Check each line below for the word "screenshot", and copy those that have it.

* * * * *

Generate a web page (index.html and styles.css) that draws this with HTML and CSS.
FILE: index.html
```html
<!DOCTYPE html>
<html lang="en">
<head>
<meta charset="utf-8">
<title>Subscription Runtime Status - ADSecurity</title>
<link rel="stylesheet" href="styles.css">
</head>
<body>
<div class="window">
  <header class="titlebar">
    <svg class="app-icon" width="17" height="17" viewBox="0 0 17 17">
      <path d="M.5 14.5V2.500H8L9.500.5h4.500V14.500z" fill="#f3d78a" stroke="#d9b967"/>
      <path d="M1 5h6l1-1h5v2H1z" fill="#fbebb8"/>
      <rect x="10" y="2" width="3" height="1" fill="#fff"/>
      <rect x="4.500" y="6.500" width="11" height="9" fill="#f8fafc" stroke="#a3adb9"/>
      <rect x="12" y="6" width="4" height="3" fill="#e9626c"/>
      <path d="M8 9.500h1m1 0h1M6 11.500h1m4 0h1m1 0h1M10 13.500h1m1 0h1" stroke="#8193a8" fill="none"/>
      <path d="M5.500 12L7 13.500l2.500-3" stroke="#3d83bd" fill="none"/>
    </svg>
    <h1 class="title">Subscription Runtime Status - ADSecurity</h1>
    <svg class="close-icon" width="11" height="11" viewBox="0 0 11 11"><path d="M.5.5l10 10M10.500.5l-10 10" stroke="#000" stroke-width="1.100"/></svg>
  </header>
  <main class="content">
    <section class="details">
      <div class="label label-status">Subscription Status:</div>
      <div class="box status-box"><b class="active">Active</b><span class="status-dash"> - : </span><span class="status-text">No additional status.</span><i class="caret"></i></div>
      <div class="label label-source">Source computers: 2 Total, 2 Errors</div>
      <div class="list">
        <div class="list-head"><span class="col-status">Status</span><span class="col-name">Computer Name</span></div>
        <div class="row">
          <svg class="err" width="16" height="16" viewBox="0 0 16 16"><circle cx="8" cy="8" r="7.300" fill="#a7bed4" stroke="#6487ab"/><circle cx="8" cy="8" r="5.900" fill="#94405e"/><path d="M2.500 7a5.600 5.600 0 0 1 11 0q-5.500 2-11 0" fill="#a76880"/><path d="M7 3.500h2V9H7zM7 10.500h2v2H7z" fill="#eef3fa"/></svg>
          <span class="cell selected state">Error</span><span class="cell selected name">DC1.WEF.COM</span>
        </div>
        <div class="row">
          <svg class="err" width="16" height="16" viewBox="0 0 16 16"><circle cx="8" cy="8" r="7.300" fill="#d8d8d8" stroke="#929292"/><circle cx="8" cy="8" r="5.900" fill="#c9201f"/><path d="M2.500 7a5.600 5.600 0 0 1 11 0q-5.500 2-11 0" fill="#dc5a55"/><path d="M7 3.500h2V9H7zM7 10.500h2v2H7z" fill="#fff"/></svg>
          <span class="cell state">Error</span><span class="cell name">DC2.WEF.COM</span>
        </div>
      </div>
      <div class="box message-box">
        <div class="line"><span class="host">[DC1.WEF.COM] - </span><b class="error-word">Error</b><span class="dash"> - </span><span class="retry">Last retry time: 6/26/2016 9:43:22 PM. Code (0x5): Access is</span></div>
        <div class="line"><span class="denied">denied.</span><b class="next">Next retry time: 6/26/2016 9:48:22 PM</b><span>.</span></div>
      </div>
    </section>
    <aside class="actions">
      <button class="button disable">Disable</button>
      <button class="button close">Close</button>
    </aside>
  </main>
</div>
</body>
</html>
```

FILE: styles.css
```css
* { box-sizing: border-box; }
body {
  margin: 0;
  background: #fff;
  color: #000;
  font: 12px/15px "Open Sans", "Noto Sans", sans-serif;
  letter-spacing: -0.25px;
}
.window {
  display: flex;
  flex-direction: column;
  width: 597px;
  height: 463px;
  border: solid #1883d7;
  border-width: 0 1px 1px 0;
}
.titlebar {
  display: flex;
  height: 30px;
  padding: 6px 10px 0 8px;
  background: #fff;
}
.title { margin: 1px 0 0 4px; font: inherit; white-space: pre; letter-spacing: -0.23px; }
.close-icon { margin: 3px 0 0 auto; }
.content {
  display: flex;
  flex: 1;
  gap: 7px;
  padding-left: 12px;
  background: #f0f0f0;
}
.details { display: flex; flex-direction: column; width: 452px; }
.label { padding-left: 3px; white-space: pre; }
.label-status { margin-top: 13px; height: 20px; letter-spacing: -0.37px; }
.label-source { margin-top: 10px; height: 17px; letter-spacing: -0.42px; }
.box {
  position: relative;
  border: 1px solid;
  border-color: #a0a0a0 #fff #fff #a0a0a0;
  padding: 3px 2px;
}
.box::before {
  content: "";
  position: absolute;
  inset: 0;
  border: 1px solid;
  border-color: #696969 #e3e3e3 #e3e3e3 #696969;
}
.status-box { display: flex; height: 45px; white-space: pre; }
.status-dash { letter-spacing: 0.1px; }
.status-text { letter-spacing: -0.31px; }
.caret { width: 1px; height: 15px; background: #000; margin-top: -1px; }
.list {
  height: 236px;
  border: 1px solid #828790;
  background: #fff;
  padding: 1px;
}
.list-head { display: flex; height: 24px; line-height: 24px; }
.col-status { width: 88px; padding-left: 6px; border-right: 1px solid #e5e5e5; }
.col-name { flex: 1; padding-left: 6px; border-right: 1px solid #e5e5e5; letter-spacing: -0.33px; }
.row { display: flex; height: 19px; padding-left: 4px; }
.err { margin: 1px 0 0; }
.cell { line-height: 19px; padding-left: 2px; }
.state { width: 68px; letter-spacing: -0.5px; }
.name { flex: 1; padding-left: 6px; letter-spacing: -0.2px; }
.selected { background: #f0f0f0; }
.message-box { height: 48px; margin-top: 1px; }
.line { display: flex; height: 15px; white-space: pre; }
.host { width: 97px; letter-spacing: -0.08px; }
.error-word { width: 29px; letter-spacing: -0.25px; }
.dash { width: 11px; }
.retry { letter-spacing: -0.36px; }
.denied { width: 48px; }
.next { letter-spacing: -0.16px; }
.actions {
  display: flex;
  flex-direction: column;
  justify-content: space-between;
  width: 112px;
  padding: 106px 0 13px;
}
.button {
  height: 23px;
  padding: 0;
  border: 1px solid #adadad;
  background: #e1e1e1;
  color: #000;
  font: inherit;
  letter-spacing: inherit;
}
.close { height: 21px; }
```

* * * * *

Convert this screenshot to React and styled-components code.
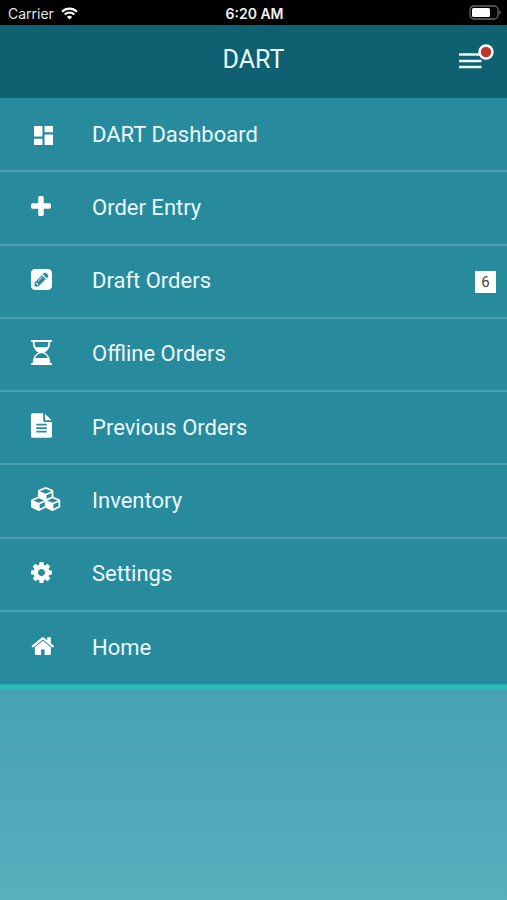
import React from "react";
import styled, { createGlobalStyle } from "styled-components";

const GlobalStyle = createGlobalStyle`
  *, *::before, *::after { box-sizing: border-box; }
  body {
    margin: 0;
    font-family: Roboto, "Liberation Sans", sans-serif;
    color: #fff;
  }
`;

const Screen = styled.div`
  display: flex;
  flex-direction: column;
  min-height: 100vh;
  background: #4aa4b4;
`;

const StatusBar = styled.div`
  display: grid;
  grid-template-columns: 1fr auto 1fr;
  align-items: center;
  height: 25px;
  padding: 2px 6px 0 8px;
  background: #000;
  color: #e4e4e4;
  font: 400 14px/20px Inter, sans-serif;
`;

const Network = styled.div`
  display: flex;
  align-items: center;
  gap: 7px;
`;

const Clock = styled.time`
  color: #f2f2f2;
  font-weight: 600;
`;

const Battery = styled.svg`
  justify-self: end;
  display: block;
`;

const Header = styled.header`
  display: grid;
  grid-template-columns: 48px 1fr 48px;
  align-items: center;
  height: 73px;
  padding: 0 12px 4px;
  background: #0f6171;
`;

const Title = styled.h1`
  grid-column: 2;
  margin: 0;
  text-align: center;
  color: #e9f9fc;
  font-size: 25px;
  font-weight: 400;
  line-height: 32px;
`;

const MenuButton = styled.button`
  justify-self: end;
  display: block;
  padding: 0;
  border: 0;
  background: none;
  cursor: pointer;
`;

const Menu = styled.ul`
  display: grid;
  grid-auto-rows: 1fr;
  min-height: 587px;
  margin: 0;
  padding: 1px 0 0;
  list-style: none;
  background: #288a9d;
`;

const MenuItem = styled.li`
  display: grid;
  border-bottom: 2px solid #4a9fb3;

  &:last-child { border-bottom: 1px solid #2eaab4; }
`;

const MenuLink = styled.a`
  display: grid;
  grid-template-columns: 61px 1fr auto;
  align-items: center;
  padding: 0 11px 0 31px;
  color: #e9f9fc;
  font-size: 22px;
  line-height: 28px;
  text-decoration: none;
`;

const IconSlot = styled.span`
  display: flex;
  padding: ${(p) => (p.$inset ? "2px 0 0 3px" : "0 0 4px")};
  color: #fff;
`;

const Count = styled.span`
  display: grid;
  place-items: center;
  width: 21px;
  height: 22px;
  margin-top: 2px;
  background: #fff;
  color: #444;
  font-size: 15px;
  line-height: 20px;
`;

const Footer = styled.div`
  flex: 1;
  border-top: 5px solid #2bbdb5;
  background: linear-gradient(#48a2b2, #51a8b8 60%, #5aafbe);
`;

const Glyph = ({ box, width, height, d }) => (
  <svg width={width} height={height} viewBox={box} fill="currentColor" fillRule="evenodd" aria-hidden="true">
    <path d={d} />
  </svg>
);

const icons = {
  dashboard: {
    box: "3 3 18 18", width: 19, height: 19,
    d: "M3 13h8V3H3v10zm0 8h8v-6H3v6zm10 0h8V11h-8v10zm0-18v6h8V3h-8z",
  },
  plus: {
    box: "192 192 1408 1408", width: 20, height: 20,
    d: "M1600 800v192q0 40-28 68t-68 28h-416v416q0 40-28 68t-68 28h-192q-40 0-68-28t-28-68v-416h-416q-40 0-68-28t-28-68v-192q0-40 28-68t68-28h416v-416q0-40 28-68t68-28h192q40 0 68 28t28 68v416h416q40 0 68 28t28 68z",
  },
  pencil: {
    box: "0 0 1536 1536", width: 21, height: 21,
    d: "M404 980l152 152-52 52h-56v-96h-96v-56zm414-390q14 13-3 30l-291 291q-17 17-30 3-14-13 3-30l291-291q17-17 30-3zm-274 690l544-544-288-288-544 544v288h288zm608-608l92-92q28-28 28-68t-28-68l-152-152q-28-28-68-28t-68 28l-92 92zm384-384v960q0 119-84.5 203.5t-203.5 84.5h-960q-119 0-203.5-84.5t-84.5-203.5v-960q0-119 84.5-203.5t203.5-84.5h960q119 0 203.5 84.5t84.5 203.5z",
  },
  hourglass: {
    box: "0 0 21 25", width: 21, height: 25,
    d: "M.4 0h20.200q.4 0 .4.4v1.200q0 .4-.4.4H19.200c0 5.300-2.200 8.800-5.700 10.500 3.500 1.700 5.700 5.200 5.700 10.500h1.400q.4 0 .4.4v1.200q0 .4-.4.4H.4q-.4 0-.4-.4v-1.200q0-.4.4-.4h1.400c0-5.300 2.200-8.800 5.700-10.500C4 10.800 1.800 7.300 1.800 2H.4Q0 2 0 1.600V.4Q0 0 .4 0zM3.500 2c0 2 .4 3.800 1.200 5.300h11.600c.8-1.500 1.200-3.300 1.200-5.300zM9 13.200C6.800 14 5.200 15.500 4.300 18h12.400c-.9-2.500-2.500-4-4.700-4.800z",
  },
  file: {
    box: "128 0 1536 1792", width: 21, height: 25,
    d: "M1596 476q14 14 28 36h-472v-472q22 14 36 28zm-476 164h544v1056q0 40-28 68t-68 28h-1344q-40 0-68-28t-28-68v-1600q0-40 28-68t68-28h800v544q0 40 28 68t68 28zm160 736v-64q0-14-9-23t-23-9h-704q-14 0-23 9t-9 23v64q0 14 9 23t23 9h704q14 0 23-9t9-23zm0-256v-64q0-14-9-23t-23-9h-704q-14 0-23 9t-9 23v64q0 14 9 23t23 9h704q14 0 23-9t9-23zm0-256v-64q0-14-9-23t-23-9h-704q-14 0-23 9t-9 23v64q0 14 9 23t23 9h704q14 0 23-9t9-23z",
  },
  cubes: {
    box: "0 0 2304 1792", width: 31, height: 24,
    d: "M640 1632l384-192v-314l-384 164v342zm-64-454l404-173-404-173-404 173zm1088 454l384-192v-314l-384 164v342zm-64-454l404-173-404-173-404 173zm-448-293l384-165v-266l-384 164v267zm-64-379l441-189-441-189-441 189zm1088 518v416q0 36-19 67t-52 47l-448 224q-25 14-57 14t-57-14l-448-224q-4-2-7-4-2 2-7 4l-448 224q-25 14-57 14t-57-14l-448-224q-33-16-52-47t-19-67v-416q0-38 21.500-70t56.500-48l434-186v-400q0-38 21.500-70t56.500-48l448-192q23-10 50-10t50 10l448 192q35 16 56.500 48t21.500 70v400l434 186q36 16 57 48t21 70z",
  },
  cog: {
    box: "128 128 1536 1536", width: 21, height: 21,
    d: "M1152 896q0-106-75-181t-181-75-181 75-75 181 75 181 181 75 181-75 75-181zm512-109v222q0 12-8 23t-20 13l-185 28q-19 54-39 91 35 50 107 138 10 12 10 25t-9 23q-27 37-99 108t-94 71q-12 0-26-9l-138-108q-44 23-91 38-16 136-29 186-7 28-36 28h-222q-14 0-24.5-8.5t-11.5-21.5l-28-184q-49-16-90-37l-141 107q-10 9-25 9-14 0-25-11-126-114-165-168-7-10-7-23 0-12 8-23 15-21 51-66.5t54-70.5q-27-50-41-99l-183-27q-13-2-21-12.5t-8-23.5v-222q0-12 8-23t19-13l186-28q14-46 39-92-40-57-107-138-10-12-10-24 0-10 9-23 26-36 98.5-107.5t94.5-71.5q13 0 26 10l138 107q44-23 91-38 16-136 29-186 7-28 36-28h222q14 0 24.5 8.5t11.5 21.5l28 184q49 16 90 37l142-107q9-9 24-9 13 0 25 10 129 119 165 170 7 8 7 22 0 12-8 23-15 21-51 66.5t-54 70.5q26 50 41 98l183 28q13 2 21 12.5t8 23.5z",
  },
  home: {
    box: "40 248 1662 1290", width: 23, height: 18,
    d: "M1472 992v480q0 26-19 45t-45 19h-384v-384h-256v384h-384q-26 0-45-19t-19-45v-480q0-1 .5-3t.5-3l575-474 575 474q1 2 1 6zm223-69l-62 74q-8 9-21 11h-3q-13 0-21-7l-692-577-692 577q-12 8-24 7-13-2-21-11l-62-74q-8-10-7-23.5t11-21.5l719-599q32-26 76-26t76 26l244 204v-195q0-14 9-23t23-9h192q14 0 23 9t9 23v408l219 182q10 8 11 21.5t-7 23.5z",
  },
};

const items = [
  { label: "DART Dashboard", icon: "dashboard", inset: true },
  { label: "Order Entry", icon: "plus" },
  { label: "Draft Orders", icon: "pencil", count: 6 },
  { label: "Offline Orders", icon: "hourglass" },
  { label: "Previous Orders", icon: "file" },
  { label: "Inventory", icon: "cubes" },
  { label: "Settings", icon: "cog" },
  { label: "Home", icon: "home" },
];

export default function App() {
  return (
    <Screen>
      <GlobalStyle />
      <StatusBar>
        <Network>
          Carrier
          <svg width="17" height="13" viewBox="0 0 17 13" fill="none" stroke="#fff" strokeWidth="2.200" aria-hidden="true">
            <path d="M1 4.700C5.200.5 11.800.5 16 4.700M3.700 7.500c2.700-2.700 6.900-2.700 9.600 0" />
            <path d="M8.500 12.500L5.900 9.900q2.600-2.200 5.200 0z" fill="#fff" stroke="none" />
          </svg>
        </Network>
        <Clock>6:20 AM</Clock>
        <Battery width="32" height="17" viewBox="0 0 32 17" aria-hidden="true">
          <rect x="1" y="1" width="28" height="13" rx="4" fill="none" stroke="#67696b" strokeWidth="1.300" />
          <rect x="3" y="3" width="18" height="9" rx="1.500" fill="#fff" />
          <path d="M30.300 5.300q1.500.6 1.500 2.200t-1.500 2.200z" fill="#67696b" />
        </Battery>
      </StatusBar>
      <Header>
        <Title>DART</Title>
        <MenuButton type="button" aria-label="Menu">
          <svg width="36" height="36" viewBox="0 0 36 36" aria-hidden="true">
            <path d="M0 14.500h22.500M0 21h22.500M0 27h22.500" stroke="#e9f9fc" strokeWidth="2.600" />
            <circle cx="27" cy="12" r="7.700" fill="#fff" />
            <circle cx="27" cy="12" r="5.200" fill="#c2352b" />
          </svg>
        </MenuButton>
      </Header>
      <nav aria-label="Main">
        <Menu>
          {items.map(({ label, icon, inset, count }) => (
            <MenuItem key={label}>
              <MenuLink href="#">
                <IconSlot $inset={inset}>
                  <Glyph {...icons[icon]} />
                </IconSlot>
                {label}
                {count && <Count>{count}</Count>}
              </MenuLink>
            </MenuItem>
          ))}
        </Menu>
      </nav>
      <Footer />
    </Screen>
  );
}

* * * * *

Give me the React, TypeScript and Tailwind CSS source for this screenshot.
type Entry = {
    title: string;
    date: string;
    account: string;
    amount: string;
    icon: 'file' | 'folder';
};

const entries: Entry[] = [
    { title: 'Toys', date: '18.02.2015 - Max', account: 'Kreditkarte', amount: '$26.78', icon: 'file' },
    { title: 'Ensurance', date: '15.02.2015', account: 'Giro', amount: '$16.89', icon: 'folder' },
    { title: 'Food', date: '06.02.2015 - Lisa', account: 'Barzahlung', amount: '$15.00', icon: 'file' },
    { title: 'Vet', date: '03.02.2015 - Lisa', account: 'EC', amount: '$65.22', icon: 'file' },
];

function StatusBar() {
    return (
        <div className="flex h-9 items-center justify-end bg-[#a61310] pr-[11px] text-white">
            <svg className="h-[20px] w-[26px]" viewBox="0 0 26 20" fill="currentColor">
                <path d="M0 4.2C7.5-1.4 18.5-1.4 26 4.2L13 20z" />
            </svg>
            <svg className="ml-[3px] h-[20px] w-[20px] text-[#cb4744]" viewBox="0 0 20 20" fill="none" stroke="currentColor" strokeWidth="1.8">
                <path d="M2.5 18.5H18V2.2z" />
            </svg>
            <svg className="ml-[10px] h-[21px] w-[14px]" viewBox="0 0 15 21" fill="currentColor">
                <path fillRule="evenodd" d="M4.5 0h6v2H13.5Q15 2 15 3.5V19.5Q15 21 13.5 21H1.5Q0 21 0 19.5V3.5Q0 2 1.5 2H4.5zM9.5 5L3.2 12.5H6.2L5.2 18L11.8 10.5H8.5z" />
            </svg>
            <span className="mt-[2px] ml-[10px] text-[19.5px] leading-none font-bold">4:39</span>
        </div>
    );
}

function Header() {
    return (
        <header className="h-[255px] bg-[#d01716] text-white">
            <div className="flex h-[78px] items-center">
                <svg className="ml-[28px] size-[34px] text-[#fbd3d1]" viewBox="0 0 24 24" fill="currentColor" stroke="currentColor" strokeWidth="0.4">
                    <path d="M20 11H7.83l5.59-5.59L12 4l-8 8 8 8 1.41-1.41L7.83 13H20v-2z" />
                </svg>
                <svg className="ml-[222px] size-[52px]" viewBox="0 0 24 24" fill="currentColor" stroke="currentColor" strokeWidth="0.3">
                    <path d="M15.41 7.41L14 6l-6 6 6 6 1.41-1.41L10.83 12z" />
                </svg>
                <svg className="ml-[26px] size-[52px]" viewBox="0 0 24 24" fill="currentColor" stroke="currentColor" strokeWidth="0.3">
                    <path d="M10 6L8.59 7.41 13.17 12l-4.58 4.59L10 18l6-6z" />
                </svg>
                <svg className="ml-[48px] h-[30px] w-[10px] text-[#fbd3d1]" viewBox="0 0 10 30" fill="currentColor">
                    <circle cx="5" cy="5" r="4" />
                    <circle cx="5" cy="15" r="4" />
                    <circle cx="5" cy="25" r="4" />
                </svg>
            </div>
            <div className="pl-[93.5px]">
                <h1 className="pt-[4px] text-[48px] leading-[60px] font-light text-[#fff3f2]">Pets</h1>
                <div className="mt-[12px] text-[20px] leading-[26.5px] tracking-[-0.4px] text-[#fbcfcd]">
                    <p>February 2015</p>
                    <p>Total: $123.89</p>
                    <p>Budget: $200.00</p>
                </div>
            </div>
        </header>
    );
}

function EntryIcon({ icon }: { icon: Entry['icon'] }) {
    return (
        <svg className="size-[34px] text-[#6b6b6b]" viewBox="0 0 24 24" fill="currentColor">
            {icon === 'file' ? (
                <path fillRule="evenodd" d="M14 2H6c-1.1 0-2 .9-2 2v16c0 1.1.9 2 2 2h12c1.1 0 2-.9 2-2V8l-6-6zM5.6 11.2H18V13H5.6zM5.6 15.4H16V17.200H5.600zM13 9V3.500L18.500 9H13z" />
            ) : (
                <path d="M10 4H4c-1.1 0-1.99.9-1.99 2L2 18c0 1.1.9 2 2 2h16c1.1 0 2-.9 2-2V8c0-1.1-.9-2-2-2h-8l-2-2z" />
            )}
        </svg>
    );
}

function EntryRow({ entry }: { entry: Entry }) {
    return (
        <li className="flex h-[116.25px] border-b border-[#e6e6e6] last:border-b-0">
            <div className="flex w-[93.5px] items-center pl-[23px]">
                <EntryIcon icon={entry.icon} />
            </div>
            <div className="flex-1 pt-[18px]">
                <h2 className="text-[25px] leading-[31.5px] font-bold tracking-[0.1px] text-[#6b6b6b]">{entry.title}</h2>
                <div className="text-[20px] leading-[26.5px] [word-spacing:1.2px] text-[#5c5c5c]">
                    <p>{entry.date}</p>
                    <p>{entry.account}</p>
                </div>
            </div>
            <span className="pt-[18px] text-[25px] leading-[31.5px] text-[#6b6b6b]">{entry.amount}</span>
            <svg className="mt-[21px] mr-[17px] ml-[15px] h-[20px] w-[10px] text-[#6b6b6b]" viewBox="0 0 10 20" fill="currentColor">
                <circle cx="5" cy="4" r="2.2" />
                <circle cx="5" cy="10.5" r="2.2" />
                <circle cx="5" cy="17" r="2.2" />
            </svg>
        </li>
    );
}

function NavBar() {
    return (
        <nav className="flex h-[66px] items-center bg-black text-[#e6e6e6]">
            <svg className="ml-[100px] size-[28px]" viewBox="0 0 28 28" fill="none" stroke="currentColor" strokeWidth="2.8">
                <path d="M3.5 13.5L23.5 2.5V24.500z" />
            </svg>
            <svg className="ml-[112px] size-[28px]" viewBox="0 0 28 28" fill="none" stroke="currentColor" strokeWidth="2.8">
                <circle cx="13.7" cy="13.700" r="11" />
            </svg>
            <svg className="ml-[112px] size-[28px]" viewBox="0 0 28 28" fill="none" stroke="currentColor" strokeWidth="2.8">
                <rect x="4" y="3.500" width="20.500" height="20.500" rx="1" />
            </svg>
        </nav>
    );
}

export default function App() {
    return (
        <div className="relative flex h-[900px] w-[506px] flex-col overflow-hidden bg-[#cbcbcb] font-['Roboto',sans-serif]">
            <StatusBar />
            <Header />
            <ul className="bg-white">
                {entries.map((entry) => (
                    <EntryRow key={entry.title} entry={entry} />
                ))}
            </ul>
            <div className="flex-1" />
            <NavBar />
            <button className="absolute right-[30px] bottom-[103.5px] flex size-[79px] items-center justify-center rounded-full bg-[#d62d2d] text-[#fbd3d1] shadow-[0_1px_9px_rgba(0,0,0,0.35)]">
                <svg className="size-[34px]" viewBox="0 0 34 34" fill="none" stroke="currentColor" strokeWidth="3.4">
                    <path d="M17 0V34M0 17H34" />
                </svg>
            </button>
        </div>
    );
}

* * * * *

**EXERCISE RESPONSE**
Convert this screenshot to React and styled-components code.
Give me the React, TypeScript and Tailwind CSS source for this screenshot.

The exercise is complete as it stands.